Dari Penanggulangan Hutan Rusak, Hasilkan Kopi Berkualitas

“Kendala ekspor yaitu kopi ini yang seharusnya ke Perancis di September, bisa berangkat di Oktober. Jadi jadwalnya berubah terus, karena ada pandemi dan mungkin keatasnya karena orang memonopoli,” katanya.

Selama melakukan ekspor, Uden mengaku produknya itu tak pernah sampai dikembalikan lagi oleh pembeli. Karena pihaknya selalu memegang prinsip, ada barang baru ditawarkan. Dirinya juga selalu memastikan kualitas dari produk bisa selalu terjaga.

“Sediakan dulu barangnya, baru ditawarin. Jadi kita belum pernah kelabakan, sudah kontrak terus pusing cari kopi,” ungkap Uden.

Selama bekerjasama dengan petani, Uden mengaku hanya mengambil untung sebesar 15 persen.

“Untuk harga kopi kita lebih ke stabil. Kita ke buyer itu kita beli segini, ini harga proses kita, ini harga packaging kita, ini harga segini mau diambil enggak, akhirnya kita nego harga. Pembeli dan kita merasa diuntungkan dengan adanya sedikit profit,” paparnya.

Ketua Kadin Jawa Barat, Tubagus Raditya mengatakan, sangat mengapresiasi kepada para pengurus Koperasi Klasik Beans, yang awalnya para pencinta alam hingga menjadi pengekspor kopi ke beberapa negara, diantaranya ke Eropa.

“Bermula dari pencinta alam, menanam pohon di hutan yang rusak, hingga mengekspor kopi ke berbagai Negara. Hal ini perlu dijadikan contoh untuk masyarakat lainnya. Pasalnya, apabila kita menjaga alam, maka alam pun akan menjaga kita,” kata Raditya.

Saat ditanyakan terkait dorongan ekspor kepada para pelaku lainnya, Raditya pun mengatakan, saat ini ada beberapa permasalahan ekspor di Indonesia yaitu kualitas, kuantitas, kontinuitas dan kredibilitas.

Berbicara soal kuantitas, katanya, para petani saat ini bekerja secara sendiri. Sehingga, jika ingin melakukan ekspor, maka pera petani lainnya harus membuat kelompok petani agar jumlah produksinya bisa mencukupi untuk ekspor.
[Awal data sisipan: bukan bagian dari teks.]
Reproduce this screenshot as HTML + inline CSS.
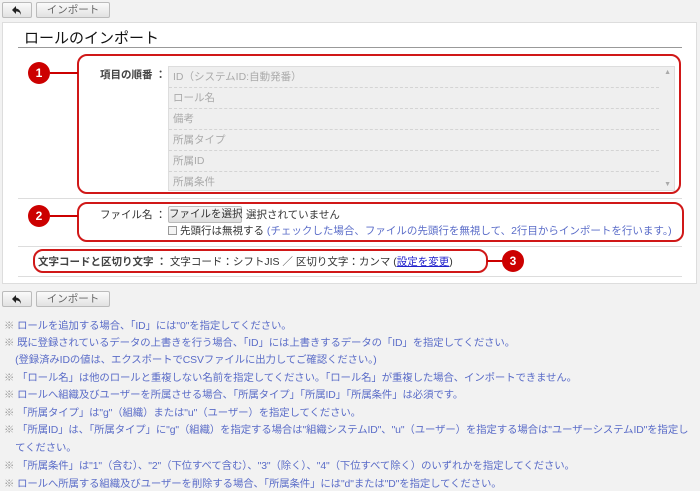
<!DOCTYPE html>
<html><head><meta charset="utf-8"><style>
*{margin:0;padding:0;box-sizing:border-box}
body{width:700px;height:491px;background:#f2f2f2;font-family:"Liberation Sans","Noto Sans CJK JP",sans-serif;font-size:10.5px;color:#333;position:relative;overflow:hidden}
.a{position:absolute;white-space:nowrap}
.btn{position:absolute;height:16px;border:1px solid #bbb;border-radius:2px;background:linear-gradient(#fafafa,#e2e2e2);font-size:10.5px;color:#666;text-align:center;line-height:14px;white-space:nowrap}
.panel{left:2px;top:22px;width:695px;height:262px;background:#fff;border:1px solid #ddd}
.red{border:2px solid #d01818;border-radius:10px}
.circ{width:22px;height:22px;border-radius:50%;background:#c00;color:#fff;font-weight:bold;font-size:12px;text-align:center;line-height:22px}
.ln{height:2px;background:#c00}
.list{left:168px;top:66px;width:507px;height:125px;background:#efefef;border:1px solid #ddd}
.row{height:21px;border-bottom:1px dashed #d4d4d4;color:#aaa;padding-left:4px;line-height:20px;width:490px}
.note{left:4px;color:#5a6cc8;font-size:10.4px;letter-spacing:-0.1px}
.note span{color:#999}
</style></head><body>
<div class="btn" style="left:2px;top:2px;width:30px"><svg width="12" height="11" viewBox="0 0 12 11" style="margin-top:2px"><path d="M5 1 L1 5 L5 9 L5 6.5 C8 6.5 9 7.5 10 10 C10 6 8 4 5 3.5 Z" fill="#222"/></svg></div>
<div class="btn" style="left:36px;top:2px;width:74px">インポート</div>
<div class="a panel"></div>
<div class="a" style="left:24px;top:27px;font-size:15px;color:#111">ロールのインポート</div>
<div class="a" style="left:18px;top:47px;width:664px;height:1px;background:#999"></div>

<div class="a red" style="left:77px;top:54px;width:604px;height:140px"></div>
<div class="a circ" style="left:28px;top:62px">1</div>
<div class="a ln" style="left:50px;top:72px;width:28px"></div>
<div class="a" style="left:100px;top:67px;font-weight:bold;color:#444">項目の順番 ：</div>
<div class="a list">
<div class="row">ID（システムID:自動発番）</div>
<div class="row">ロール名</div>
<div class="row">備考</div>
<div class="row">所属タイプ</div>
<div class="row">所属ID</div>
<div class="row" style="border:none">所属条件</div>
<div class="a" style="right:3px;top:2px;color:#aaa;font-size:7px">▲</div>
<div class="a" style="right:3px;bottom:2px;color:#aaa;font-size:7px">▼</div>
</div>
<div class="a" style="left:18px;top:198px;width:664px;height:1px;background:#ddd"></div>

<div class="a red" style="left:77px;top:202px;width:607px;height:40px"></div>
<div class="a circ" style="left:28px;top:205px">2</div>
<div class="a ln" style="left:50px;top:215px;width:28px"></div>
<div class="a" style="left:100px;top:207px;color:#333">ファイル名 ：</div>
<div class="btn" style="left:168px;top:206px;width:74px;height:17px;color:#333;background:linear-gradient(#f6f6f6,#ddd)">ファイルを選択</div>
<div class="a" style="left:246px;top:207px">選択されていません</div>
<div class="a" style="left:168px;top:226px;width:9px;height:9px;border:1px solid #999;background:#f4f4f4"></div>
<div class="a" style="left:180px;top:223px">先頭行は無視する <span style="color:#5a6cc8">(チェックした場合、ファイルの先頭行を無視して、2行目からインポートを行います。)</span></div>
<div class="a" style="left:18px;top:246px;width:664px;height:1px;background:#ddd"></div>

<div class="a red" style="left:33px;top:249px;width:455px;height:24px"></div>
<div class="a circ" style="left:502px;top:250px">3</div>
<div class="a ln" style="left:487px;top:260px;width:16px"></div>
<div class="a" style="left:38px;top:254px"><b style="font-weight:bold;color:#444">文字コードと区切り文字 ：</b> 文字コード：シフトJIS ／ 区切り文字：カンマ (<u style="color:#22c">設定を変更</u>)</div>
<div class="a" style="left:18px;top:276px;width:664px;height:1px;background:#ddd"></div>

<div class="btn" style="left:2px;top:291px;width:30px"><svg width="12" height="11" viewBox="0 0 12 11" style="margin-top:2px"><path d="M5 1 L1 5 L5 9 L5 6.5 C8 6.5 9 7.5 10 10 C10 6 8 4 5 3.5 Z" fill="#222"/></svg></div>
<div class="btn" style="left:36px;top:291px;width:74px">インポート</div>

<div class="a note" style="top:317px"><span>※</span> ロールを追加する場合、「ID」には"0"を指定してください。</div>
<div class="a note" style="top:334px"><span>※</span> 既に登録されているデータの上書きを行う場合、「ID」には上書きするデータの「ID」を指定してください。</div>
<div class="a note" style="top:351px">&nbsp;&nbsp;&nbsp;&nbsp;(登録済みIDの値は、エクスポートでCSVファイルに出力してご確認ください。)</div>
<div class="a note" style="top:369px"><span>※</span> 「ロール名」は他のロールと重複しない名前を指定してください。「ロール名」が重複した場合、インポートできません。</div>
<div class="a note" style="top:386px"><span>※</span> ロールへ組織及びユーザーを所属させる場合、「所属タイプ」「所属ID」「所属条件」は必須です。</div>
<div class="a note" style="top:404px"><span>※</span> 「所属タイプ」は"g"（組織）または"u"（ユーザー）を指定してください。</div>
<div class="a note" style="top:421px"><span>※</span> 「所属ID」は、「所属タイプ」に"g"（組織）を指定する場合は"組織システムID"、"u"（ユーザー）を指定する場合は"ユーザーシステムID"を指定し</div>
<div class="a note" style="top:439px">&nbsp;&nbsp;&nbsp;&nbsp;てください。</div>
<div class="a note" style="top:457px"><span>※</span> 「所属条件」は"1"（含む）、"2"（下位すべて含む）、"3"（除く）、"4"（下位すべて除く）のいずれかを指定してください。</div>
<div class="a note" style="top:475px"><span>※</span> ロールへ所属する組織及びユーザーを削除する場合、「所属条件」には"d"または"D"を指定してください。</div>
</body></html>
Kedua, lanjutnya, apabila ingin ekspor maka kualitas produk harus diperhatikan dan mampu memenuhi sejumlah sertifikasi yang dibutuhkan untuk ekspor seperti sertifikat organik dan lainnya.

“Ketiga kontinuitas yaitu kadang karena bekerja sendiri itu tidak bisa kontinui, satu kali aja, dikumpulin semua lalu berangkat. Nah untuk bulan depannya itu kadang enggak cukup kuantitasnya, nah itu jadi permasalahan,” jelasnya.